**Task**
Repeat every line of the data exactly, but not the pictures.

● ● ● ● ● ● ●

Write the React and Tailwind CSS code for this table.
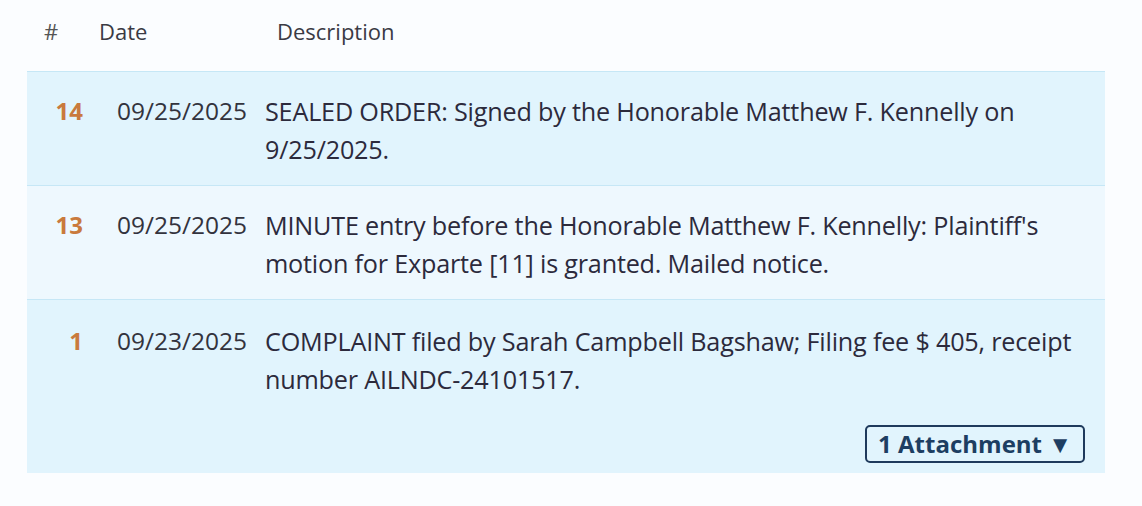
import React from 'react';

const entries = [
  {
    no: '14',
    date: '09/25/2025',
    text: 'SEALED ORDER: Signed by the Honorable Matthew F. Kennelly on 9/25/2025.',
    bg: 'bg-[#e1f4fd]',
  },
  {
    no: '13',
    date: '09/25/2025',
    text: "MINUTE entry before the Honorable Matthew F. Kennelly: Plaintiff's motion for Exparte [11] is granted. Mailed notice.",
    bg: 'bg-[#eef8fe]',
  },
  {
    no: '1',
    date: '09/23/2025',
    text: 'COMPLAINT filed by Sarah Campbell Bagshaw; Filing fee $ 405, receipt number AILNDC-24101517.',
    bg: 'bg-[#e1f4fd]',
    attachments: 1,
  },
];

export default function App() {
  return (
    <div className="w-[1142px] h-[506px] bg-[#fbfdff] font-['Open_Sans',sans-serif] overflow-hidden">
      <div className="ml-[27px] w-[1078px]">
        {/* Header */}
        <div className="h-[71px] flex items-start pt-[15px] text-[22px] leading-[32px] text-[#3a3a44]">
          <span className="w-[72px] pl-[17px] text-[#555]">#</span>
          <span className="w-[178px]">Date</span>
          <span>Description</span>
        </div>

        {/* Rows */}
        <div className="border-t border-[#c6e7f6]">
          {entries.map((e) => (
            <div
              key={e.no}
              className={`${e.bg} border-b border-[#c6e7f6] last:border-b-0 pt-[20px] pb-[17px] last:pt-[22px] last:pb-[10px]`}
            >
              <div className="grid grid-cols-[90px_148px_1fr] leading-[38px]">
                <span className="text-right pr-[34px] text-[24px] font-bold text-[#c97a3d]">{e.no}</span>
                <span className="text-[24.5px] text-[#33333d]">{e.date}</span>
                <span className="text-[25.2px] tracking-[-0.2px] text-[#2c2a3c] pr-[10px]">{e.text}</span>
              </div>
              {e.attachments && (
                <div className="flex justify-end pr-[20px] mt-[27px]">
                  <button className="border-2 border-[#1f3a5c] rounded-[5px] px-[11px] h-[38px] text-[24px] font-bold text-[#1d3e62] leading-none">
                    {e.attachments} Attachment ▼
                  </button>
                </div>
              )}
            </div>
          ))}
        </div>
      </div>
    </div>
  );
}
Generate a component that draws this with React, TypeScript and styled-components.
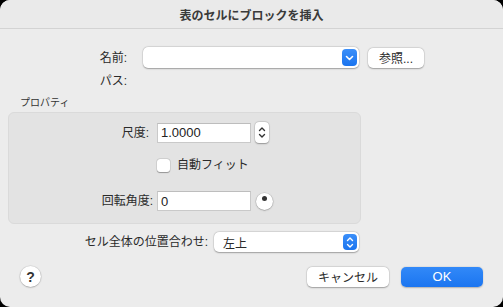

● ● ● ● ● ● ●

**Full response**
Write the React and Tailwind CSS code for this table.
import React from 'react';

const entries = [
  {
    no: '14',
    date: '09/25/2025',
    text: 'SEALED ORDER: Signed by the Honorable Matthew F. Kennelly on 9/25/2025.',
    bg: 'bg-[#e1f4fd]',
  },
  {
    no: '13',
    date: '09/25/2025',
    text: "MINUTE entry before the Honorable Matthew F. Kennelly: Plaintiff's motion for Exparte [11] is granted. Mailed notice.",
    bg: 'bg-[#eef8fe]',
  },
  {
    no: '1',
    date: '09/23/2025',
    text: 'COMPLAINT filed by Sarah Campbell Bagshaw; Filing fee $ 405, receipt number AILNDC-24101517.',
    bg: 'bg-[#e1f4fd]',
    attachments: 1,
  },
];

export default function App() {
  return (
    <div className="w-[1142px] h-[506px] bg-[#fbfdff] font-['Open_Sans',sans-serif] overflow-hidden">
      <div className="ml-[27px] w-[1078px]">
        {/* Header */}
        <div className="h-[71px] flex items-start pt-[15px] text-[22px] leading-[32px] text-[#3a3a44]">
          <span className="w-[72px] pl-[17px] text-[#555]">#</span>
          <span className="w-[178px]">Date</span>
          <span>Description</span>
        </div>

        {/* Rows */}
        <div className="border-t border-[#c6e7f6]">
          {entries.map((e) => (
            <div
              key={e.no}
              className={`${e.bg} border-b border-[#c6e7f6] last:border-b-0 pt-[20px] pb-[17px] last:pt-[22px] last:pb-[10px]`}
            >
              <div className="grid grid-cols-[90px_148px_1fr] leading-[38px]">
                <span className="text-right pr-[34px] text-[24px] font-bold text-[#c97a3d]">{e.no}</span>
                <span className="text-[24.5px] text-[#33333d]">{e.date}</span>
                <span className="text-[25.2px] tracking-[-0.2px] text-[#2c2a3c] pr-[10px]">{e.text}</span>
              </div>
              {e.attachments && (
                <div className="flex justify-end pr-[20px] mt-[27px]">
                  <button className="border-2 border-[#1f3a5c] rounded-[5px] px-[11px] h-[38px] text-[24px] font-bold text-[#1d3e62] leading-none">
                    {e.attachments} Attachment ▼
                  </button>
                </div>
              )}
            </div>
          ))}
        </div>
      </div>
    </div>
  );
}
Generate a component that draws this with React, TypeScript and styled-components.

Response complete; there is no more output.